= Kazimierz Flatau =

Polish harpsichordist and translator

Kazimierz Flatau (11 July 1910 in Warsaw – 25 July 2000 in Poznań) was a Polish harpsichordist, music critic, physicist, translator, and astrologist. He established school of harpsichord in Poznań, Poland.

==Education and life==
Flatau attended Karol Marcinkowski (I Liceum Ogólnokształcące im. Karola Marcinkowskiego) high school in Poznań. He graduated from the Mathematics and Natural Sciences department of the University of Poznań. At the same time he attended Music Conservatoire (university music school) in Poznań. In 1931 he studied under Wanda Landowska at the École de Musique Ancienne in Saint-Leu-la-Forêt.

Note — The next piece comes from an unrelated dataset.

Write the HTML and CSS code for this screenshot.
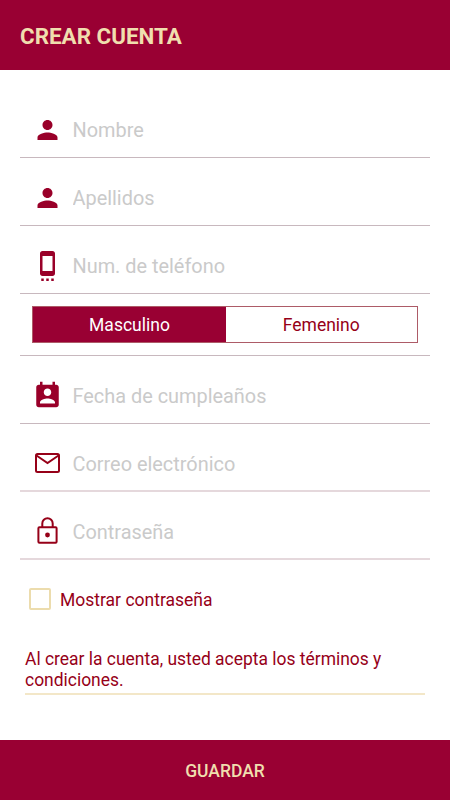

Most of his life he was associated with district of Poznań-Jeżyce.

==Music==
He was excellent harpsichordist and specialized in baroque music. In 1948 he established class of harpsichord in the Music Academy in Poznań (at that time called Państwowa Wyższa Szkoła Muzyczna in Poznań). His student, Zofia Brenczówna, followed him as the head. From 1946 until 1950 he performed live on Polish national radio together with Jan Rakowski. As a soloist, he played music of Johann Sebastian Bach and other composers. He represented the Poznań Music Academy as a juror during the first and second International Ancient Music Competition in Łódź in 1961 and 1964.

==Translator==
He was a polyglot and translator and worked for several Polish science journals including Acta Physica Polonica. During his lifetime, since 1965, he translated about 1000 journal articles. He was translator of music scores. Flatau participated during the jury deliberations of Henryk Wieniawski Violin Competition (in 1952 and 1957) and International Frederick Chopin Piano Competition (1955), and was translating during the World Congress of Intellectuals for Peace, held in August 1948 in Wrocław.

==Literature and poetry==
He was a poet and belonged to literary group "Gold Mosaic" (Złota Mozaika) together with F. M. Nowowiejski, L. Turkowski and K. Alberti. In 1946/1947, he was literary and music critic for the Zryw magazine. In 1948/1949 he wrote for the Music and Theatre Echo (Echo Teatralne i Muzyczne).

==Bibliography==
- Hanna Kostrzewska, Kazimierz Flatau, Ars Nova, Poznań, 2007, ISBN 978-83-88392-18-4.